Gas is the state of matter in which the component atoms and molecules are separated and free to move mostly independently of one another, except for when they collide. This contrasts with a solid, in which the atoms are rigidly connected, a liquid, in which the atoms are in close proximity but able to flow and move past one another, and a plasma, in which the atoms are ionised and surrounded by a freely moving electrically charged cloud of electrons. The deciding factors on which state a material exists in are temperature and pressure.

Diagram of gas

Diagram of a gas. The gas particles are free to move anywhere and travel at high speeds.
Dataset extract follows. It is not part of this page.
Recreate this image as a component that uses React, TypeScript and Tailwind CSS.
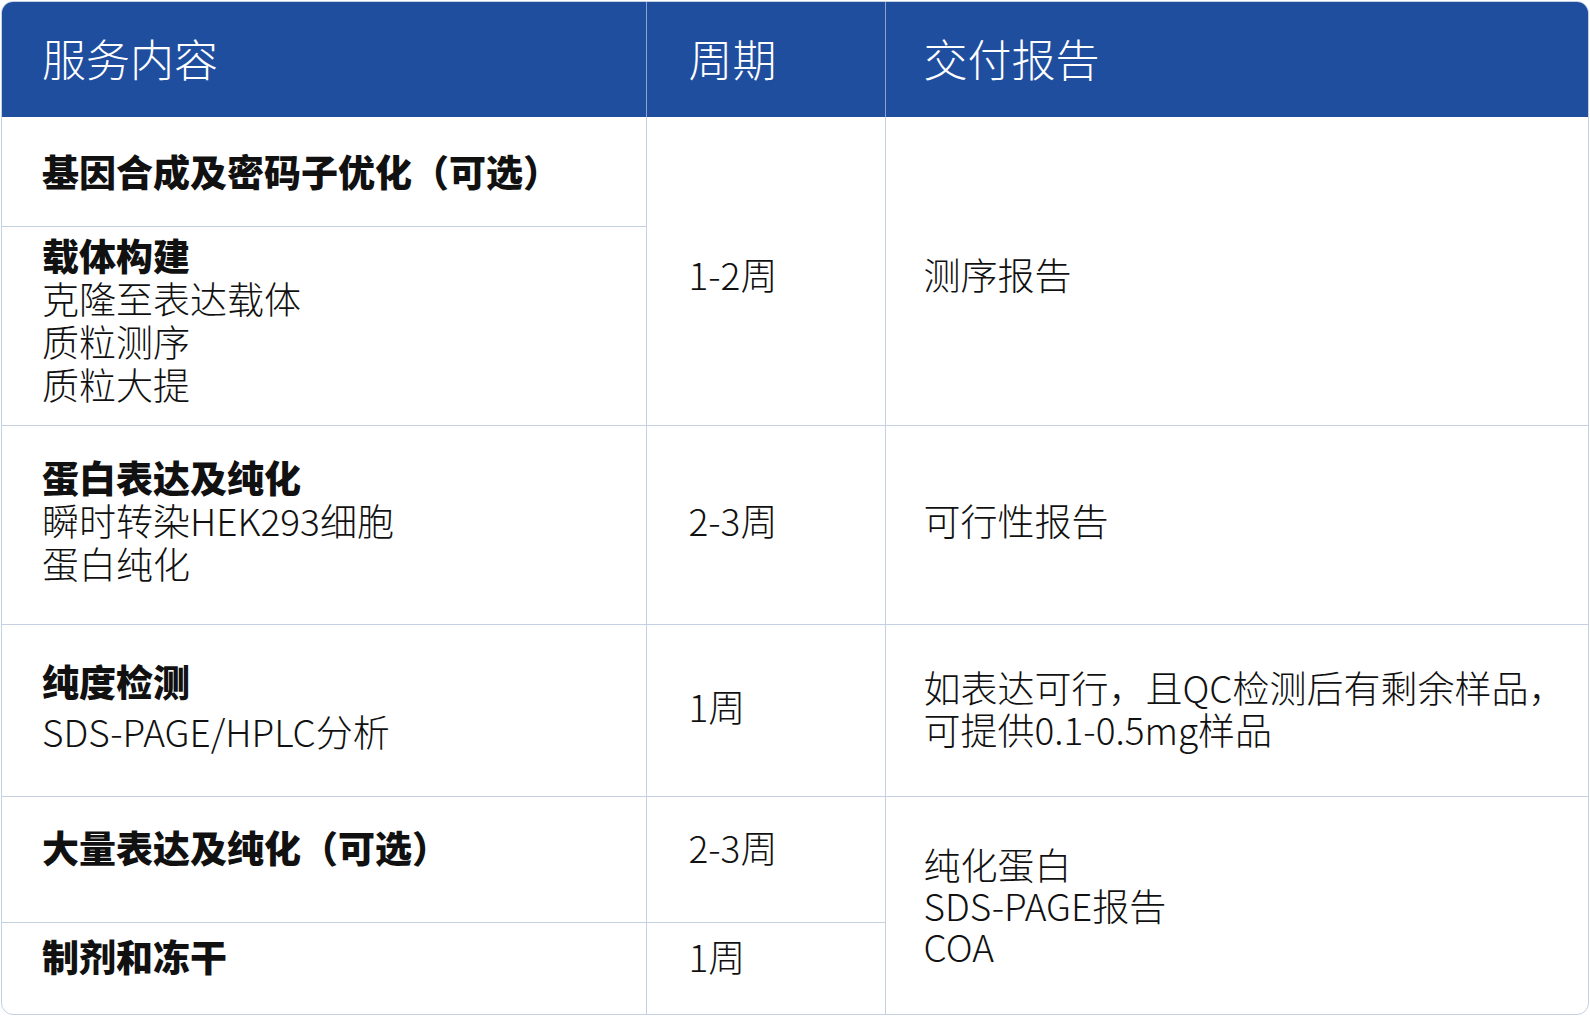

Temperature is a measurable quantity related to the amount of thermal energy in an object. This is the form of energy which exists in the individual motion of atoms and molecules. In a solid, the atoms are vibrating slightly. As they increase in thermal energy they vibrate faster, until the energy breaks the bonds holding them together, and they form molecules and start to flow, becoming a liquid. As the temperature rises and more thermal energy is added, the molecules begin to fly off the mass of liquid completely, dispersing as a gas. And if more energy is added, it eventually strips the outer electrons off the atoms, ionising the gas into a plasma.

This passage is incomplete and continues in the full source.